One spell/miracle that we can use to pinpoint Christ's exact clerical level is the Feeding of the Multitude (The only miracle besides Christ's own resurrection that appears in all 4 canonical Gospels - Matthew 14:13-21, Mark 6:31-44, Luke 4:31-44 and John 6:5-15).  The story goes that Jesus fed 5000 people with just a few fish and loaves of bread.  This sounds like a pretty obvious comparison to the 4th level spell create food and water, which creates enough food for 3 people for one day, multiplied by the caster's level (so a 10th-level cleric could feed 30 people for one day, or 10 people for three, etc).  Now assuming he was just feeding people for one meal instead of a full day, I think would could safely triple that number (9 people per level).

Ummm... on second thought, you can keep my share.

If Jesus was a 20th level caster, he could then provide a meal for 180 people per application of create food and water.  Not too shabby.  However, a 20th level caster can cast only eight 4th level spells a day, which adds up to enough food for only 1440 people - well short of the multitude described in the four Gospels.  In fact, in order to feed 5000 people, Jesus would have to be in the neighbourhood of a 60th level caster (assuming he maxes out at 9 spells a day) - which on the one hand is within the realm of possibility since he's the Son of God and all, but on the other hand is a bit of a stretch because you would have to kill A LOT of ancient dragons to hit the 10 million or so XP required to reach 60th level.  I don't remember Jesus slaying any kobolds, let alone any dragons (maybe in the Gnostic gospels?).  I'm sure if Jesus, Peter, James and Judas had survived the Temple of Elemental Evil like 30 times, it would have been mentioned in one Sunday morning service or another.

(Of course, it's also possible that the Apostles, who by now had been following Jesus for a while and were probably grinding up their own levels in Cleric, could have cast a few applications of create food and water to help him out, but their levels would not have been particularly high so the bulk of the conjuration would still have had to come from Christ himself).

Also, this give me a great idea for another post - statting out all the Apostles.  You know Judas Iscariot would be a back-stabbing rogue.

Don't think I would dig JC as a Game Master, though.  I imagine all of his adventures would end with a preachy moral.

So yeah, Happy Belated Easter, everyone!
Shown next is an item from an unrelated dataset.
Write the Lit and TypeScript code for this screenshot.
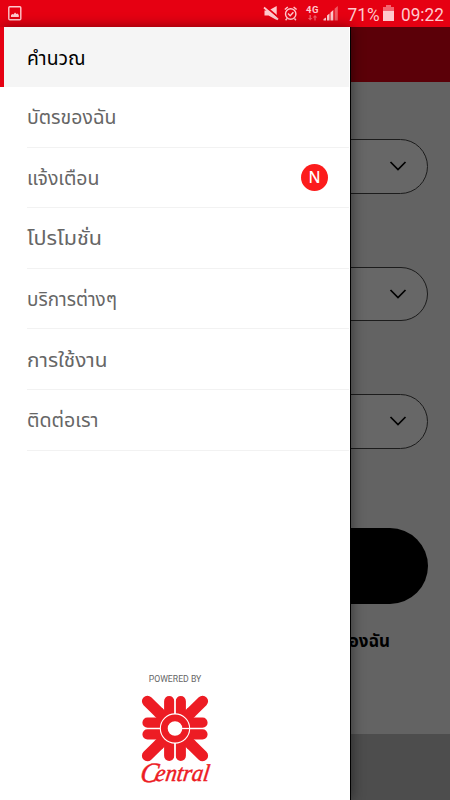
import { LitElement, html, css, svg } from "lit";
import { customElement } from "lit/decorators.js";

const menu = [
  { label: "คำนวณ", width: 58.5, active: true },
  { label: "บัตรของฉัน", width: 89.5 },
  { label: "แจ้งเตือน", width: 72.5, badge: "N" },
  { label: "โปรโมชั่น", width: 75 },
  { label: "บริการต่างๆ", width: 90 },
  { label: "การใช้งาน", width: 80.5 },
  { label: "ติดต่อเรา", width: 71.5 },
];

@customElement("status-bar")
class StatusBar extends LitElement {
  static styles = css`
    :host { display: flex; height: 27px; background: #e60012; color: #ffc9cd; font-family: Roboto, sans-serif; }
    svg { display: block; width: 450px; height: 27px; fill: currentColor; }
  `;
  render() {
    return html`<svg viewBox="0 0 450 27">
      <rect x="8.8" y="6.8" width="12" height="13" rx="1" fill="none" stroke="currentColor" stroke-width="1.4" />
      <path d="M11 17v-2l1.5-1 1 .6 1.5-2.2 1.5 1.6 1-.4 1.3 1.4v2z" />
      <path d="M264.5 10.5h4l8.2-4.5v14l-8.2-4.5h-4z" />
      <path d="M265 6l14 12" stroke="#e60012" stroke-width="1.8" />
      <path d="M264 7.5l14 12" stroke="currentColor" stroke-width="1.7" />
      <g fill="none" stroke="currentColor" stroke-width="1.4">
        <circle cx="290.7" cy="14" r="5.2" />
        <path d="M288 13.6l2.2 2.1 3.2-3.4M284.8 9.6l3-2.7M296.6 9.6l-3-2.7M287 18.5l-1.4 1.8M294.5 18.5l1.4 1.8" />
      </g>
      <text x="306" y="13" font-size="9.5" font-weight="700" textLength="12.5">4G</text>
      <path opacity=".45" d="M310.2 20.5l-2.3-2.5h1.6v-3h1.4v3h1.6zM315 15l2.3 2.5h-1.6v3h-1.4v-3h-1.6z" />
      <path d="M323.5 20.5v-1.5l2.5-1.5v3zM327 20.5v-5l2.5-2v7zM330.5 20.5v-8l2.8-2.5v10.5z" />
      <path opacity=".45" d="M334.6 20.5V8.8l3.2-2.8v14.5z" />
      <text x="347.6" y="20.8" font-size="18" textLength="32" lengthAdjust="spacingAndGlyphs">71%</text>
      <path opacity=".5" d="M386 5h5v2h3v4h-11V7h3z" /><path d="M383 11h11v10h-11z" />
      <text x="401" y="20.8" font-size="18" textLength="42.8" lengthAdjust="spacingAndGlyphs">09:22</text>
    </svg>`;
  }
}

@customElement("central-logo")
class CentralLogo extends LitElement {
  static styles = css`
    :host { display: block; width: 76px; height: 96px; }
    svg { display: block; overflow: visible; }
    text { font-family: Z003, "URW Chancery L", "Liberation Serif", serif; font-style: italic; font-weight: 400; fill: #ed1c24; stroke: #ed1c24; stroke-width: 0.5px; }
  `;
  render() {
    return html`<svg width="76" height="96" viewBox="-38 -36.5 76 96">
      <g fill="none" stroke="#ed1c24" stroke-width="10.2" stroke-linecap="round">
        ${[[1, 1], [-1, 1], [1, -1], [-1, -1]].map(
          ([x, y]) => svg`<g transform="scale(${x} ${y})"><path d="M-27.5 -5.8H-8M-5.8 -27.3V-8" /><path d="M-27.6 -27.2L-10 -10" stroke-width="11" /><path d="M-13 -18L-18 -13L-8 -8z" fill="#ed1c24" stroke-width="3" /></g>`
        )}
      </g>
      <path d="M0 -33V33M-33 0H33" stroke="#fff" stroke-width="1.2" />
      <circle r="15.2" fill="#fff" />
      <circle r="10.7" fill="none" stroke="#ed1c24" stroke-width="6.8" />
      <path d="M6 0H15" stroke="#fff" stroke-width="1.3" />
      <text transform="skewX(-8)" x="-28" y="53.5" font-size="28" textLength="18" lengthAdjust="spacingAndGlyphs">C</text>
      <text transform="skewX(-8)" x="-13" y="52.5" font-size="24" textLength="54" lengthAdjust="spacingAndGlyphs">entral</text>
    </svg>`;
  }
}

@customElement("app-root")
class AppRoot extends LitElement {
  static styles = css`
    :host { display: block; width: 450px; height: 800px; overflow: hidden; position: relative; background: #636363; font-family: Roboto, "Noto Sans Thai", "Noto Sans", sans-serif; }
    .page { height: 773px; display: flex; flex-direction: column; }
    .header { height: 55px; background: #5b0008; }
    .form { height: 652px; box-sizing: border-box; padding: 57px 22px 0; display: flex; flex-direction: column; align-items: stretch; }
    .select { height: 54.5px; box-sizing: border-box; border: 1px solid #1c1c1c; border-radius: 28px; background: #676767; margin-bottom: 73px; padding: 0 20px 0 0; display: flex; align-items: center; justify-content: flex-end; flex: none; }
    .select:nth-child(3) { margin-bottom: 79.5px; }
    .button { height: 76px; border-radius: 38px; background: #000; flex: none; }
    .link { display: block; margin: 19px 38px 0 auto; }
    .footer { flex: 1; background: #4d4d4d; }
    .drawer { position: absolute; left: 0; top: 27px; bottom: 0; width: 350px; box-sizing: border-box; background: #fff; box-shadow: 1px 0 0 #000, 2px 0 12px rgba(0,0,0,.45); display: flex; flex-direction: column; }
    .item { height: 60.6px; box-sizing: border-box; margin-left: 27px; margin-right: 1px; border-bottom: 1px solid #f2f2f2; display: flex; align-items: center; justify-content: space-between; padding: 1px 21px 0 0; flex: none; fill: #666; }
    .active { height: 60px; margin-left: 0; padding-left: 23px; border-left: 4px solid #e60012; border-bottom: 0; background: #f5f5f5; fill: #000; }
    .item svg { display: block; overflow: visible; }
    .badge { width: 27px; height: 27px; border-radius: 50%; background: #fc1c1c; color: #fff; display: grid; place-items: center; font: 500 15.5px/27px "Noto Sans", sans-serif; }
    .brand { margin-top: auto; height: 127px; display: flex; flex-direction: column; align-items: center; }
    .powered { font-size: 8.7px; line-height: 12px; color: #666; margin-bottom: 7px; }
  `;
  render() {
    return html`
      <status-bar></status-bar>
      <div class="page">
        <div class="header"></div>
        <div class="form">
          ${[0, 1, 2].map(() => html`<div class="select"><svg width="18" height="12" fill="none" stroke="#000" stroke-width="1.7"><path d="M1.5 2l7.5 7.5 7.5-7.5" /></svg></div>`)}
          <div class="button"></div>
          <svg class="link" width="120" height="34"><text x="120" y="24" text-anchor="end" font-size="17.5" font-weight="700" textLength="82" lengthAdjust="spacingAndGlyphs">บัตรของฉัน</text></svg>
        </div>
        <div class="footer"></div>
      </div>
      <div class="drawer">
        ${menu.map((m) => html`<div class="item ${m.active ? "active" : ""}">
          <svg width=${m.width} height="30"><text y="22" font-size="19" textLength=${m.width} lengthAdjust="spacingAndGlyphs">${m.label}</text></svg>
          ${m.badge ? html`<span class="badge">${m.badge}</span>` : ""}
        </div>`)}
        <div class="brand"><div class="powered">POWERED BY</div><central-logo></central-logo></div>
      </div>`;
  }
}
For those lapsed Christians who didn't make it to Church this past Sunday, that was your religion lesson. You're welcome.

*Capernaum (Mark 1: 21-28 and Luke 4:31-37), Gerasene (Mark 5: 1-20, Matthew 8: 28-34 and Luke 8: 26-39), Canaanite's daughter (Matthew 15:21-28 and Mark 7:24-30), blind and mute man (Matthew 12:22-32, Mark 3:20-30 and Luke 11:14-23), boy possessed (Matthew 17:14-21, Mark 9:14-29 and Luke 9: 37-49), sunset (Matthew 8:16-17, Mark 1:32-34 and Luke 4:40-41), the mute (Matthew 9:32-34).  The Gospel of John is disappointingly devoid of demons.